I'm glad to hear that you're testing broctl on FreeBSD (I always
test on Linux). Here are my initial ideas:

How many hosts are in your cluster? (you mentioned "28 physical nodes",
does that mean 28 computers?!)

It is 28 computers, each running 3 bro worker processes with 2 more
physical machines running the master and proxies.

Are you running the git master version of broctl?

it is not quite master - it currently is running 5e2defe, so the state as
of March 13th.

Is every broctl command slow, or just status and top?

All the ones that I tried are slow. I can upgrade to master and test again
- I just wanted to ask if there is some way to debug what is going on
before restarting the cluster, since the problem took a few days to
manifest itself. Hence I probably will not be able to directly reproduce
it :slight_smile:

The broctl status command usually spends most of its time
waiting for broccoli. I've added a new option that you
can set in your etc/broctl.cfg file that will skip
the broccoli code so that broctl status runs much faster.
To enable this feature, make sure this line is in your
broctl.cfg file:
StatusCmdShowAll = 0
(after you add this, broctl will say that you have to run
either "install" or "deploy", but you don't actually
need to for this particular broctl option).

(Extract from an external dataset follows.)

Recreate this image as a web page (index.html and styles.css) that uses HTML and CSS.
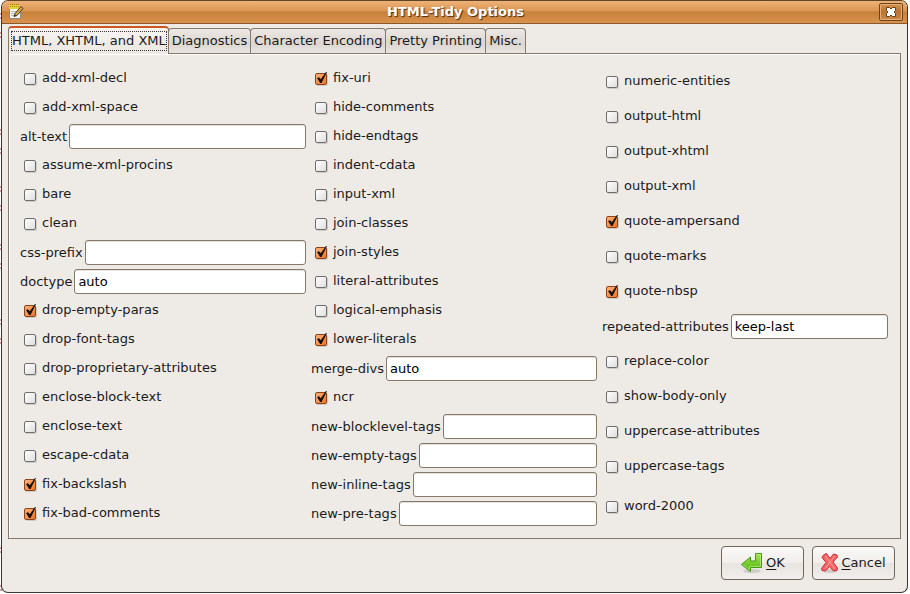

I added this (without running install / depoloy) and it now is now faster,
but still takes a while. I examined spool/debug.log a bit and it actually
seems that a significant period of time is spent getting the process status.
The timeline currently looks like this:

23 Mar 11:53:05 [broctl] status
23 Mar 11:53:05 [broctl] Getting process status ...
23 Mar 11:53:05 [execute] blade26: /xa/bro/master/share/broctl/scripts/helpers/check-pid 2513
[...] (many lines like this and many exit code lines)
23 Mar 11:54:07 [execute] blade15: exit code 0
23 Mar 11:54:07 [execute] blade26: /xa/bro/master/share/broctl/scripts/helpers/cat-file /xa/bro/master/spool/worker-26-0/.startup
[...]
23 Mar 11:54:09 [execute] blade15: exit code 0
23 Mar 11:54:09 [events] broccoli: Control::peer_status_request() to node worker-26-0
[...]
23 Mar 11:54:29 [events] broccoli: Control::peer_status_response(1427136868.812806 [...]
-> status output

Johanna

When you do a broctl status, does it show a status line for every Bro
node in your cluster?

Yes, it does. At least I think so, the number is quite large :slight_smile:

How are you running broctl status:
1) just by typing "broctl status", or
2) by running "broctl", then type the "status" command at the BroControl
prompt.

I run broctl first and then type status.

When you run "broctl status", it must establish an ssh session to
every remote machine, which could take awhile when there are 28
machines. However, when you run just "broctl", then type "status"
at the BroControl prompt, it keeps the ssh sessions open, so the 2nd
time you type "status" should be faster than the 1st time (because
the 2nd time it doesn't need to do the ssh connections).

There does not seem to be a big speed difference between the first time
and the second time status is run.

Johanna